Here’s a more involved example: if we know a == 3 and b == 4 in a specific context, constant folding should produce 7 — but only in that context.

db2 = Quail.new()
{a, db2} = Quail.add_term(db2, {:var, :a})
{b, db2} = Quail.add_term(db2, {:var, :b})
{three, db2} = Quail.add_term(db2, {:num, 3})
{four, db2} = Quail.add_term(db2, {:num, 4})
{root2, db2} = Quail.add_term(db2, {:add, {:var, :a}, {:var, :b}})

ctx_known = Context.assume(:known_values)
db2 = Database.assert_equal_in(db2, a, three, ctx_known)
db2 = Database.assert_equal_in(db2, b, four, ctx_known)

# Constant folding rule scoped to the context.
fold_rules = [
  Rule.rule(:const_add,
    context: ctx_known,
    body: [
      {:add, [v(:r), v(:x), v(:y)]},
      {:num, [v(:x), v(:n)]},
      {:num, [v(:y), v(:m)]}
    ],
    actions: [{:union_in, ctx_known, v(:r), v(:sum_class)}],
    guard: fn %{n: n, m: m} -> %{sum_class: {:add_term, {:num, n + m}}} end
  )
]

result2 = Quail.run(db2, fold_rules, iter_limit: 10)
db2 = result2.database

{:ok, base2} = Quail.extract(db2, root2)
{:ok, folded} = Quail.extract_in_context(db2, root2, ctx_known)

IO.puts("Base:        #{inspect(base2)}")
IO.puts("In context:  #{inspect(folded)}")
IO.puts("\nConstant folding happened ONLY in the context where a==3 and b==4.")

How It Works

The implementation uses three key ideas:

Layer Mechanism
Storage ctx_equal relation: {class_a, class_b, context} tuples
Matching Query.run_in_context/3 expands bound variables to context-equivalent classes
Extraction Extract.extract_in_context/4 builds a virtual union-find overlay

The context lattice is flat: :base is below everything (visible everywhere), and {:assume, label} values are independent siblings.
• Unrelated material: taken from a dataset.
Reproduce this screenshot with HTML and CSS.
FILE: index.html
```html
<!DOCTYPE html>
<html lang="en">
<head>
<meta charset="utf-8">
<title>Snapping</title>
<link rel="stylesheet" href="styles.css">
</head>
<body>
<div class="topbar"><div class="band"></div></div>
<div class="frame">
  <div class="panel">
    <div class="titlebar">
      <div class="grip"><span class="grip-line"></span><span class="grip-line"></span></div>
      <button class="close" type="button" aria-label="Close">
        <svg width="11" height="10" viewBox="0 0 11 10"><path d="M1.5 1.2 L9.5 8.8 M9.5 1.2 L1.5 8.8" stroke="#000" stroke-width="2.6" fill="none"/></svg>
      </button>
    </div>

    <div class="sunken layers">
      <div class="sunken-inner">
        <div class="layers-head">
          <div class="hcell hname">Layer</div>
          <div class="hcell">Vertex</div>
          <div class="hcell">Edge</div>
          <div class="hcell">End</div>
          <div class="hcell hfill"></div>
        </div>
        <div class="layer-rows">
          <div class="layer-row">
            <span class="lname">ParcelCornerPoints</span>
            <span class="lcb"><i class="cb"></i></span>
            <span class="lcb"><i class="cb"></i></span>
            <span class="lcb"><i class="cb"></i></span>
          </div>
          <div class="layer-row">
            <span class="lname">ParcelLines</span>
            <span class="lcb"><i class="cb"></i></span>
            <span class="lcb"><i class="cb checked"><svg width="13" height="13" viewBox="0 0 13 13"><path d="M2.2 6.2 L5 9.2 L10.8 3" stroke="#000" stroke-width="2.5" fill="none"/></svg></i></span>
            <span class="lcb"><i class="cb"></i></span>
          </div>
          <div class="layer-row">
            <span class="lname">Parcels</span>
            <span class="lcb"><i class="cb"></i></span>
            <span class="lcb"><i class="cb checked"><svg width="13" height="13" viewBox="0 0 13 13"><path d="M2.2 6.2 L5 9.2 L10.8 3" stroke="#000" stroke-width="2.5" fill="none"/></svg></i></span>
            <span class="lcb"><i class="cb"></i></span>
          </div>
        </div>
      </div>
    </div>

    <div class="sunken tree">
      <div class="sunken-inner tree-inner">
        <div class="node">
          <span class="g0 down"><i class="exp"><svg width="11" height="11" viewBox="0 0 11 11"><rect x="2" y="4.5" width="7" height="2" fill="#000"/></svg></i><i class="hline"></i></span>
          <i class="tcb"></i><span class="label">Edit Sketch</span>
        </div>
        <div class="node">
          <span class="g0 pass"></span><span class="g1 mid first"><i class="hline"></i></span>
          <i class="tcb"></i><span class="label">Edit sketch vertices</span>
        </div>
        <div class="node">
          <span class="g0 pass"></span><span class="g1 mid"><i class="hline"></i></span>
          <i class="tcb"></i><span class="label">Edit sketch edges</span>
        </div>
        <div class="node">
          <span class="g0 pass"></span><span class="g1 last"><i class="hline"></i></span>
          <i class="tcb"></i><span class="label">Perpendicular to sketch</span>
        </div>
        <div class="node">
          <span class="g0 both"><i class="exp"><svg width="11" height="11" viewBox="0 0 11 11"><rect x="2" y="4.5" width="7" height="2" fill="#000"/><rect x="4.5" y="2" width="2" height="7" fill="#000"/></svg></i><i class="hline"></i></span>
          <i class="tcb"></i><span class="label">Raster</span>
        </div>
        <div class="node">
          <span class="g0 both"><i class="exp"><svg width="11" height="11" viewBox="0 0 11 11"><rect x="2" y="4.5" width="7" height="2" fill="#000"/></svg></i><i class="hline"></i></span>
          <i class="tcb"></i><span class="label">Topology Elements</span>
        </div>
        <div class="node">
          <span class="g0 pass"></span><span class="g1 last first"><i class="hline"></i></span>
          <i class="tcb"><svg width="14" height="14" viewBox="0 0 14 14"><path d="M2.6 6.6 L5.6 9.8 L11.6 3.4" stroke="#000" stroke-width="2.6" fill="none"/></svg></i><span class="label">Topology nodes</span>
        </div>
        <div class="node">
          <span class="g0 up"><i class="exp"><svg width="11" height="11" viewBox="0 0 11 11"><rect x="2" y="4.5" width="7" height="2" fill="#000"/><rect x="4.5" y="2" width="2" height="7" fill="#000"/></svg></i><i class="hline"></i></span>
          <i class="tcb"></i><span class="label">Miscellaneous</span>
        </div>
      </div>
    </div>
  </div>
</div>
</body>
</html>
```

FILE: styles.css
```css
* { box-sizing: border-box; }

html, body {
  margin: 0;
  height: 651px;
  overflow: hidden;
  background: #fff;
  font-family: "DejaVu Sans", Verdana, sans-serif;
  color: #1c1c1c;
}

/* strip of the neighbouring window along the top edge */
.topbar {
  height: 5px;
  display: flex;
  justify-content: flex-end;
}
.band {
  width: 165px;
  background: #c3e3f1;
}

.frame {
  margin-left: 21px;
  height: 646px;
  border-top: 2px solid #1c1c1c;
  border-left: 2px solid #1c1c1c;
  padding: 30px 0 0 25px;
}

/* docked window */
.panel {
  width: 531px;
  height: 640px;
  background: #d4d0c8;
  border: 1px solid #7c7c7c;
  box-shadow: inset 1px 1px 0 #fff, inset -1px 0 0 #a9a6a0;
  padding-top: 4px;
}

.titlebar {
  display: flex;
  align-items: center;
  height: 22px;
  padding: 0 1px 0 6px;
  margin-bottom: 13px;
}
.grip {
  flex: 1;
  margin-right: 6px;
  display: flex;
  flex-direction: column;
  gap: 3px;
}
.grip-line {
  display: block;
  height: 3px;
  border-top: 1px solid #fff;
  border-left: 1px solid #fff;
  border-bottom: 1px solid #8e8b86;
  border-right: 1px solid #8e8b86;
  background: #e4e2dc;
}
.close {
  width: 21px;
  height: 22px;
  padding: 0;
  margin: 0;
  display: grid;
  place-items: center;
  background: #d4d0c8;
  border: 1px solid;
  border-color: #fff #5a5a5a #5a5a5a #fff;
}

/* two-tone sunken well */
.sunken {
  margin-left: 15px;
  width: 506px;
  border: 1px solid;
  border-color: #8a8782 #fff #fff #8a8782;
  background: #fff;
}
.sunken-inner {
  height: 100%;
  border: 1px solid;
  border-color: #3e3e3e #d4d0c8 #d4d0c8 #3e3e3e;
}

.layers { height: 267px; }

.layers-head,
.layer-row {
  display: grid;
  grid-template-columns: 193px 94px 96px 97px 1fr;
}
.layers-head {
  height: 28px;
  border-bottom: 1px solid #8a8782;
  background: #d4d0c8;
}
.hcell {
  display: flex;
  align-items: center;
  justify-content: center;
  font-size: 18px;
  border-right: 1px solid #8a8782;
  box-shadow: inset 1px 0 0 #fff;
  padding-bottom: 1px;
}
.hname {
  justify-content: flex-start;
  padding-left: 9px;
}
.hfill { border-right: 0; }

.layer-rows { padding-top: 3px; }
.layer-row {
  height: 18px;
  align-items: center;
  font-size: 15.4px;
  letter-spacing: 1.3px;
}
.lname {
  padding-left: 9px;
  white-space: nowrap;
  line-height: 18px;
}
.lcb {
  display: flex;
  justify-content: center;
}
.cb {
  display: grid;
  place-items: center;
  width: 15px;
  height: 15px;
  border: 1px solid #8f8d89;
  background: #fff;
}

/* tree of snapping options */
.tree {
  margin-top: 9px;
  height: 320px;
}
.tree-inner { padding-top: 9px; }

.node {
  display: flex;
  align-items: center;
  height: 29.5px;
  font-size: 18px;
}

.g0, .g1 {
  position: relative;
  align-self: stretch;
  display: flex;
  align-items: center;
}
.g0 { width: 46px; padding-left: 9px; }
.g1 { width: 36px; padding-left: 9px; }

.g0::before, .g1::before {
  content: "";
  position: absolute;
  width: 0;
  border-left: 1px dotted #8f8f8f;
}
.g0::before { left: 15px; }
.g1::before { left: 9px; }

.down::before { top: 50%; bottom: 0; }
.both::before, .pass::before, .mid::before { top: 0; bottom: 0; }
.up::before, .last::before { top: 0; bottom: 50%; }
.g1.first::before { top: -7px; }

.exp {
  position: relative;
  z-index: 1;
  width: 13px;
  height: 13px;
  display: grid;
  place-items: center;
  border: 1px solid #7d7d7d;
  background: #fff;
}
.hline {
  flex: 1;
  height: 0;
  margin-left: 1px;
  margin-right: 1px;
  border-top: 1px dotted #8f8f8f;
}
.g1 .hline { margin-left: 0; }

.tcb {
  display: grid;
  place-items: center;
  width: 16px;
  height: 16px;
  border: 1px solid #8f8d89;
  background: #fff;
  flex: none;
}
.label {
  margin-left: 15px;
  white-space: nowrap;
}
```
This covers the common case of branch assumptions in case/if expressions.

The virtual union-find approach means extraction never modifies the real database — it copies the base UF (an immutable Elixir map, so just a reference), applies contextual merges on the copy, and runs standard bottom-up cost extraction.